** START **
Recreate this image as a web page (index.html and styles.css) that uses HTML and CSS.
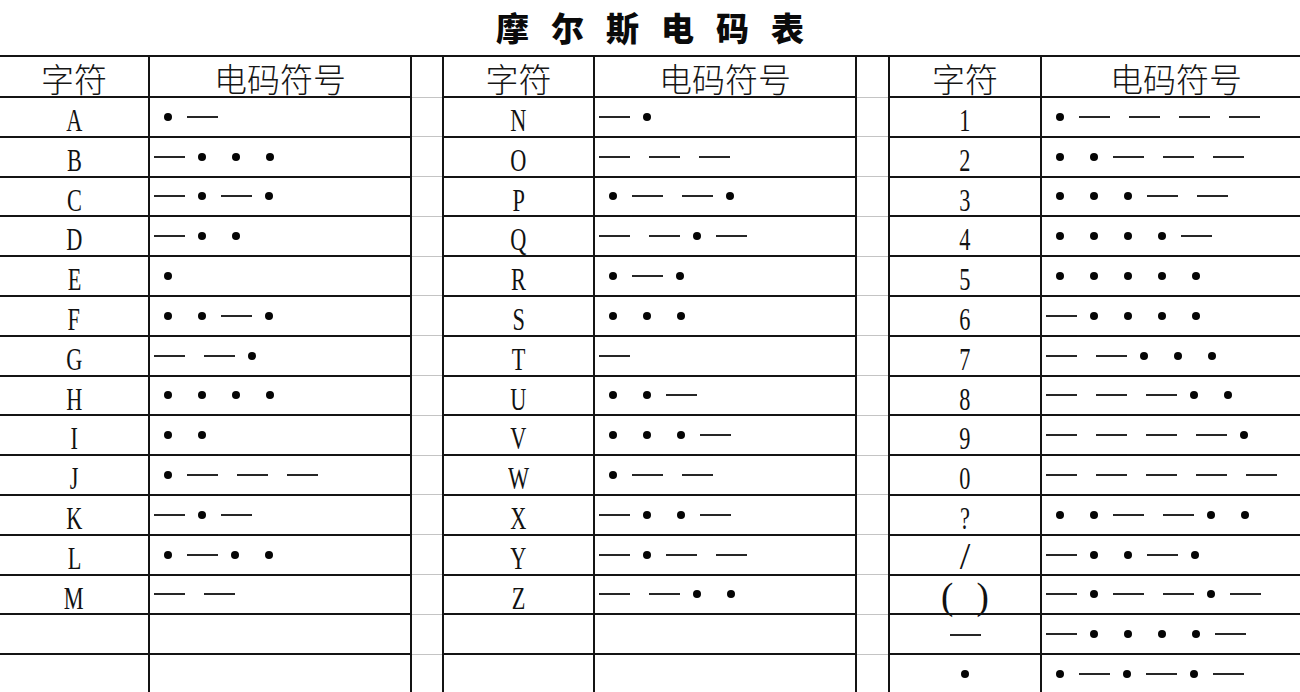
FILE: index.html
```html
<!DOCTYPE html>
<html lang="zh-CN">
<head>
<meta charset="utf-8">
<title>摩尔斯电码表</title>
<link rel="stylesheet" href="styles.css">
</head>
<body>
<h1 class="title">摩尔斯电码表</h1>
<table class="morse">
<colgroup>
<col class="w-ch1"><col class="w-code"><col class="w-gap1">
<col class="w-ch2"><col class="w-code"><col class="w-gap2">
<col class="w-ch3"><col class="w-code-last">
</colgroup>
<thead>
<tr class="head">
<th class="hc">字符</th><th class="hc">电码符号</th><th class="gap"></th>
<th class="hc">字符</th><th class="hc">电码符号</th><th class="gap"></th>
<th class="hc">字符</th><th class="hc">电码符号</th>
</tr>
</thead>
<tbody>
<tr>
<td class="ch"><span class="g">A</span></td><td class="code"><div class="m"><i class="dot"></i><i class="dash"></i></div></td><td class="gap"></td>
<td class="ch"><span class="g">N</span></td><td class="code"><div class="m"><i class="dash"></i><i class="dot"></i></div></td><td class="gap"></td>
<td class="ch"><span class="g">1</span></td><td class="code"><div class="m"><i class="dot"></i><i class="dash"></i><i class="dash"></i><i class="dash"></i><i class="dash"></i></div></td>
</tr>
<tr>
<td class="ch"><span class="g">B</span></td><td class="code"><div class="m"><i class="dash"></i><i class="dot"></i><i class="dot"></i><i class="dot"></i></div></td><td class="gap"></td>
<td class="ch"><span class="g">O</span></td><td class="code"><div class="m"><i class="dash"></i><i class="dash"></i><i class="dash"></i></div></td><td class="gap"></td>
<td class="ch"><span class="g">2</span></td><td class="code"><div class="m"><i class="dot"></i><i class="dot"></i><i class="dash"></i><i class="dash"></i><i class="dash"></i></div></td>
</tr>
<tr>
<td class="ch"><span class="g">C</span></td><td class="code"><div class="m"><i class="dash"></i><i class="dot"></i><i class="dash"></i><i class="dot"></i></div></td><td class="gap"></td>
<td class="ch"><span class="g">P</span></td><td class="code"><div class="m"><i class="dot"></i><i class="dash"></i><i class="dash"></i><i class="dot"></i></div></td><td class="gap"></td>
<td class="ch"><span class="g">3</span></td><td class="code"><div class="m"><i class="dot"></i><i class="dot"></i><i class="dot"></i><i class="dash"></i><i class="dash"></i></div></td>
</tr>
<tr>
<td class="ch"><span class="g">D</span></td><td class="code"><div class="m"><i class="dash"></i><i class="dot"></i><i class="dot"></i></div></td><td class="gap"></td>
<td class="ch"><span class="g">Q</span></td><td class="code"><div class="m"><i class="dash"></i><i class="dash"></i><i class="dot"></i><i class="dash"></i></div></td><td class="gap"></td>
<td class="ch"><span class="g">4</span></td><td class="code"><div class="m"><i class="dot"></i><i class="dot"></i><i class="dot"></i><i class="dot"></i><i class="dash"></i></div></td>
</tr>
<tr>
<td class="ch"><span class="g">E</span></td><td class="code"><div class="m"><i class="dot"></i></div></td><td class="gap"></td>
<td class="ch"><span class="g">R</span></td><td class="code"><div class="m"><i class="dot"></i><i class="dash"></i><i class="dot"></i></div></td><td class="gap"></td>
<td class="ch"><span class="g">5</span></td><td class="code"><div class="m"><i class="dot"></i><i class="dot"></i><i class="dot"></i><i class="dot"></i><i class="dot"></i></div></td>
</tr>
<tr>
<td class="ch"><span class="g">F</span></td><td class="code"><div class="m"><i class="dot"></i><i class="dot"></i><i class="dash"></i><i class="dot"></i></div></td><td class="gap"></td>
<td class="ch"><span class="g">S</span></td><td class="code"><div class="m"><i class="dot"></i><i class="dot"></i><i class="dot"></i></div></td><td class="gap"></td>
<td class="ch"><span class="g">6</span></td><td class="code"><div class="m"><i class="dash"></i><i class="dot"></i><i class="dot"></i><i class="dot"></i><i class="dot"></i></div></td>
</tr>
<tr>
<td class="ch"><span class="g">G</span></td><td class="code"><div class="m"><i class="dash"></i><i class="dash"></i><i class="dot"></i></div></td><td class="gap"></td>
<td class="ch"><span class="g">T</span></td><td class="code"><div class="m"><i class="dash"></i></div></td><td class="gap"></td>
<td class="ch"><span class="g">7</span></td><td class="code"><div class="m"><i class="dash"></i><i class="dash"></i><i class="dot"></i><i class="dot"></i><i class="dot"></i></div></td>
</tr>
<tr>
<td class="ch"><span class="g">H</span></td><td class="code"><div class="m"><i class="dot"></i><i class="dot"></i><i class="dot"></i><i class="dot"></i></div></td><td class="gap"></td>
<td class="ch"><span class="g">U</span></td><td class="code"><div class="m"><i class="dot"></i><i class="dot"></i><i class="dash"></i></div></td><td class="gap"></td>
<td class="ch"><span class="g">8</span></td><td class="code"><div class="m"><i class="dash"></i><i class="dash"></i><i class="dash"></i><i class="dot"></i><i class="dot"></i></div></td>
</tr>
<tr>
<td class="ch"><span class="g">I</span></td><td class="code"><div class="m"><i class="dot"></i><i class="dot"></i></div></td><td class="gap"></td>
<td class="ch"><span class="g">V</span></td><td class="code"><div class="m"><i class="dot"></i><i class="dot"></i><i class="dot"></i><i class="dash"></i></div></td><td class="gap"></td>
<td class="ch"><span class="g">9</span></td><td class="code"><div class="m"><i class="dash"></i><i class="dash"></i><i class="dash"></i><i class="dash"></i><i class="dot"></i></div></td>
</tr>
<tr>
<td class="ch"><span class="g">J</span></td><td class="code"><div class="m"><i class="dot"></i><i class="dash"></i><i class="dash"></i><i class="dash"></i></div></td><td class="gap"></td>
<td class="ch"><span class="g">W</span></td><td class="code"><div class="m"><i class="dot"></i><i class="dash"></i><i class="dash"></i></div></td><td class="gap"></td>
<td class="ch"><span class="g">0</span></td><td class="code"><div class="m"><i class="dash"></i><i class="dash"></i><i class="dash"></i><i class="dash"></i><i class="dash"></i></div></td>
</tr>
<tr>
<td class="ch"><span class="g">K</span></td><td class="code"><div class="m"><i class="dash"></i><i class="dot"></i><i class="dash"></i></div></td><td class="gap"></td>
<td class="ch"><span class="g">X</span></td><td class="code"><div class="m"><i class="dash"></i><i class="dot"></i><i class="dot"></i><i class="dash"></i></div></td><td class="gap"></td>
<td class="ch"><span class="g">?</span></td><td class="code"><div class="m"><i class="dot"></i><i class="dot"></i><i class="dash"></i><i class="dash"></i><i class="dot"></i><i class="dot"></i></div></td>
</tr>
<tr>
<td class="ch"><span class="g">L</span></td><td class="code"><div class="m"><i class="dot"></i><i class="dash"></i><i class="dot"></i><i class="dot"></i></div></td><td class="gap"></td>
<td class="ch"><span class="g">Y</span></td><td class="code"><div class="m"><i class="dash"></i><i class="dot"></i><i class="dash"></i><i class="dash"></i></div></td><td class="gap"></td>
<td class="ch"><span class="slash">/</span></td><td class="code"><div class="m"><i class="dash"></i><i class="dot"></i><i class="dot"></i><i class="dash"></i><i class="dot"></i></div></td>
</tr>
<tr>
<td class="ch"><span class="g">M</span></td><td class="code"><div class="m"><i class="dash"></i><i class="dash"></i></div></td><td class="gap"></td>
<td class="ch"><span class="g">Z</span></td><td class="code"><div class="m"><i class="dash"></i><i class="dash"></i><i class="dot"></i><i class="dot"></i></div></td><td class="gap"></td>
<td class="ch"><span class="paren">( )</span></td><td class="code"><div class="m"><i class="dash"></i><i class="dot"></i><i class="dash"></i><i class="dash"></i><i class="dot"></i><i class="dash"></i></div></td>
</tr>
<tr>
<td class="ch"></td><td class="code"></td><td class="gap"></td>
<td class="ch"></td><td class="code"></td><td class="gap"></td>
<td class="ch mid"><i class="dash"></i></td><td class="code"><div class="m"><i class="dash"></i><i class="dot"></i><i class="dot"></i><i class="dot"></i><i class="dot"></i><i class="dash"></i></div></td>
</tr>
<tr>
<td class="ch"></td><td class="code"></td><td class="gap"></td>
<td class="ch"></td><td class="code"></td><td class="gap"></td>
<td class="ch mid"><i class="dot"></i></td><td class="code"><div class="m"><i class="dot"></i><i class="dash"></i><i class="dot"></i><i class="dash"></i><i class="dot"></i><i class="dash"></i></div></td>
</tr>
</tbody>
</table>
</body>
</html>
```

FILE: styles.css
```css
html, body {
  margin: 0;
  padding: 0;
  background: #ffffff;
  overflow: hidden;
}

body {
  width: 1300px;
  height: 692px;
  font-family: "Liberation Serif", "Noto Sans CJK SC", serif;
  color: #111111;
}

.title {
  margin: 0;
  height: 55px;
  line-height: 55px;
  text-align: center;
  font-family: "Noto Sans CJK SC", sans-serif;
  font-weight: 900;
  font-size: 33px;
  letter-spacing: 22px;
  padding-left: 22px;
  color: #0a0a0a;
}

.morse {
  border-collapse: collapse;
  table-layout: fixed;
  width: 1311px;
}

.w-ch1 { width: 149px; }
.w-code { width: 262px; }
.w-gap1 { width: 32px; }
.w-ch2 { width: 151px; }
.w-gap2 { width: 33px; }
.w-ch3 { width: 152px; }
.w-code-last { width: 270px; }

.morse th,
.morse td {
  border: 2px solid #141414;
  padding: 0;
}

.morse tr > :first-child {
  border-left: none;
}

.head {
  height: 41px;
}

.morse tbody tr {
  height: 39.8px;
}

.morse .hc {
  font-family: "Noto Sans CJK SC", sans-serif;
  font-weight: 300;
  font-size: 33px;
  line-height: 30px;
  vertical-align: top;
  padding-top: 6px;
  text-align: center;
  color: #161616;
}

.morse .gap {
  border-top: 1px solid #c4c4c4;
  border-bottom: 1px solid #c4c4c4;
}

.morse th.gap {
  border-top: 2px solid #141414;
}

.morse .ch {
  text-align: center;
  vertical-align: top;
  padding-top: 13px;
  font-size: 31px;
  line-height: 20px;
}

.g {
  display: inline-block;
  transform: scaleX(0.72);
}

.slash {
  display: inline-block;
  font-size: 38px;
  line-height: 15px;
}

.paren {
  display: inline-block;
  font-size: 37px;
  line-height: 15px;
  word-spacing: 14px;
  vertical-align: 2px;
}

.morse .ch.mid {
  vertical-align: middle;
  padding-top: 0;
  line-height: 0;
}

.ch.mid .dot,
.ch.mid .dash {
  display: inline-block;
  vertical-align: middle;
}

.code {
  vertical-align: middle;
}

.m {
  display: flex;
  align-items: center;
  padding-left: 4px;
}

.dot {
  display: block;
  flex: none;
  width: 8px;
  height: 8px;
  border-radius: 50%;
  background: #050505;
}

.dash {
  display: block;
  flex: none;
  width: 31px;
  height: 2px;
  background: #262626;
}

.m > .dot:first-child { margin-left: 10px; }
.dot + .dot { margin-left: 26px; }
.dot + .dash { margin-left: 15px; }
.dash + .dash { margin-left: 19px; }
.dash + .dot { margin-left: 13px; }
```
** END **
Exercise aim
Find and copy each line above that includes the string "index".

Solution to this task
Recreate this image as a web page (index.html and styles.css) that uses HTML and CSS.
FILE: index.html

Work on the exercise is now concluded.